Sure PS3 will sell out on Day 1, because they cannot supply sufficient units to meet the Die-hard fan demand. At the yields they're getting on Cell, they aren't going to ship significant quantity for a long time.

I also doubt PS3's power, considering it's demo's at E3 were reportedly no better than Xbox 360's. It's ability is crippled by it's difficulty in programming, topped off with a ridiculous price tag. Developers are better served working on other platforms, and it's already shown as support is fairly weak already.

I also think you overestimate the penetration a $500-600 box with a tiny handfull of games is going to get. Consoles thrive on their cost, and this is over the line. If $500-600 for a game machine was justifiable to most people, they'd already be using PC's and we wouldn't be having this conversation.

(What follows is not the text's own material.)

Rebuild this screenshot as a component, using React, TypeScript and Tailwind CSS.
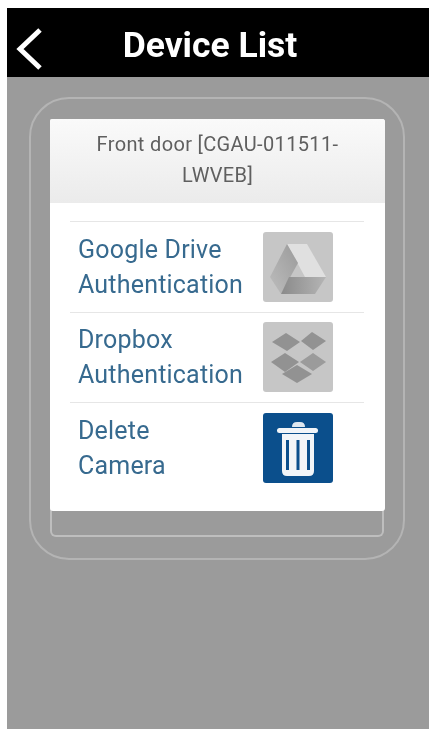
function DriveIcon() {
  return (
    <svg viewBox="0 0 70 70" className="h-[70px] w-[70px] rounded-[3px] bg-[#c6c6c6]">
      <defs>
        <linearGradient id="driveBottom" x1="0" y1="0" x2="1" y2="0">
          <stop offset="0" stopColor="#8a8a8a" />
          <stop offset="1" stopColor="#b5b5b5" />
        </linearGradient>
        <linearGradient id="driveLeft" x1="1" y1="0" x2="0" y2="1">
          <stop offset="0" stopColor="#9a9a9a" />
          <stop offset="1" stopColor="#bdbdbd" />
        </linearGradient>
      </defs>
      <path d="M24 12 L44 12 L63 45 L42 45 Z" fill="#e0e0e0" />
      <path d="M24 12 L35 31 L18 62 L7 45 Z" fill="url(#driveLeft)" />
      <path d="M26 45 L63 45 L52 62 L18 62 Z" fill="url(#driveBottom)" />
    </svg>
  );
}

function DropboxIcon() {
  return (
    <svg viewBox="0 0 70 70" className="h-[70px] w-[70px] rounded-[3px] bg-[#c6c6c6]">
      <path d="M23 11 L37 20 L24 29 L9 20 Z" fill="#929292" />
      <path d="M49 10 L63 19 L50 28 L38 19 Z" fill="#929292" />
      <path d="M22 31 L36 40 L22 50 L8 40 Z" fill="#929292" />
      <path d="M50 31 L63 40 L50 49 L37 40 Z" fill="#9b9b9b" />
      <path d="M34 43 L49 52 L34 61 L19 52 Z" fill="#929292" />
    </svg>
  );
}

function TrashIcon() {
  return (
    <svg viewBox="0 0 70 70" className="h-[70px] w-[70px] rounded-[3px] bg-[#0b4f8c]">
      <path d="M29 14 Q29 9 34 9 L37 9 Q42 9 42 14 Z" fill="#dfe8f0" />
      <rect x="14" y="15" width="41" height="5" rx="2.5" fill="#f2f5f8" />
      <path
        fillRule="evenodd"
        d="M19 21 L51 21 L51 58 Q51 63 46 63 L24 63 Q19 63 19 58 Z M23 27 L23 57 L26 57 L26 27 Z M33.5 27 L33.5 57 L36.5 57 L36.5 27 Z M44 27 L44 57 L47 57 L47 27 Z"
        fill="#f2f5f8"
      />
    </svg>
  );
}

const rows = [
  { id: 'drive', lines: ['Google Drive', 'Authentication'], icon: <DriveIcon /> },
  { id: 'dropbox', lines: ['Dropbox', 'Authentication'], icon: <DropboxIcon /> },
  { id: 'delete', lines: ['Delete', 'Camera'], icon: <TrashIcon /> },
];

export default function App() {
  return (
    <div className="h-[731px] w-[429px] overflow-hidden bg-white pb-[2px] pl-[7px] pt-[8px] font-['Roboto',sans-serif] blur-[0.7px]">
      <div className="flex h-full flex-col bg-[#9b9b9b]">
        <header className="relative flex h-[69px] shrink-0 items-center justify-center bg-black pr-[16px] pt-[6px]">
          <svg viewBox="0 0 30 44" className="absolute left-[7px] top-[19px] h-[44px] w-[30px]" fill="none">
            <path d="M26 3 L6 22 L26 41" stroke="#fff" strokeWidth="5" />
          </svg>
          <h1 className="text-[35.5px] font-bold leading-none text-white">Device List</h1>
        </header>

        <div className="ml-[22px] mt-[20px] h-[463px] w-[376px] rounded-[40px] border-2 border-[#b4b4b4] px-[19px] pt-[20px]">
          <div className="h-[418px] rounded-b-[6px] border-2 border-t-0 border-[#bebebe]">
            <div className="-ml-[2px] w-[335px] overflow-hidden rounded-[3px] bg-white">
              <div className="flex h-[84px] items-center justify-center bg-gradient-to-b from-[#fafafa] to-[#ebebeb] px-[40px] pb-[2px] text-center text-[20px] leading-[31px] tracking-[0.35px] text-[#5f5f5f]">
                Front door [CGAU-011511-LWVEB]
              </div>
              <div className="pb-[18px] pl-[20px] pr-[21px] pt-[18px]">
                {rows.map((row) => (
                  <div key={row.id} className="flex h-[90.5px] items-center border-t border-[#e6e6e6] pl-[8px]">
                    <div className="w-[185px] text-[25px] leading-[35px] tracking-[0.2px] text-[#376a8f]">
                      {row.lines.map((line) => (
                        <div key={line}>{line}</div>
                      ))}
                    </div>
                    {row.icon}
                  </div>
                ))}
              </div>
            </div>
          </div>
        </div>
      </div>
    </div>
  );
}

PS3 will not yield much penetration, it won't be a factor in the war. PS3 isn't going to sell in large numbers until late 2007 at best, and that's only if developers stick it out on PS3. Which is doubtfull if it sells weakly in it's first 4 quarters.

This war will be won/lost by the Studios or by Universal Players. If the studios shift to HD-DVD support as well as BR, BR's going to lose all it's ground. Especially if 45 gig HD-DVD's show up. If the support is there for HD-DVD, or if 45 gig HD-DVD's show up, the next factor is cost. BR is double HD-DVD, why pay twice as much money for the same thing as the competition?

If Universal Players show up, the war moves into the backrooms and we don't have to care.

One of those two things will come to pass at this point, Uni tech is present, Studios may choose to jump ship for HD-DVD.

But PS3 won't be a deciding factor, Sony's going to have it's hands full just trying to sell PS3's. Put simply, PS3 doesn't have a single thing worth paying $500-600 dollars for, especially just a box with 1 controller and no games. With gas prices at record highs, and many people stuck with gas guzzling SUV's and Trucks, cost is becoming increasingly important to consumers, and that price won't be acceptable to many parents when the 360 is available for half that price.

The game market has no tolerance for overly-expensive boxes with a handfull of titles, regardless of what name you put on it. Not at twice the price of your nearest competitor. Especially when the majority of the titles will also ship for said competitor's system.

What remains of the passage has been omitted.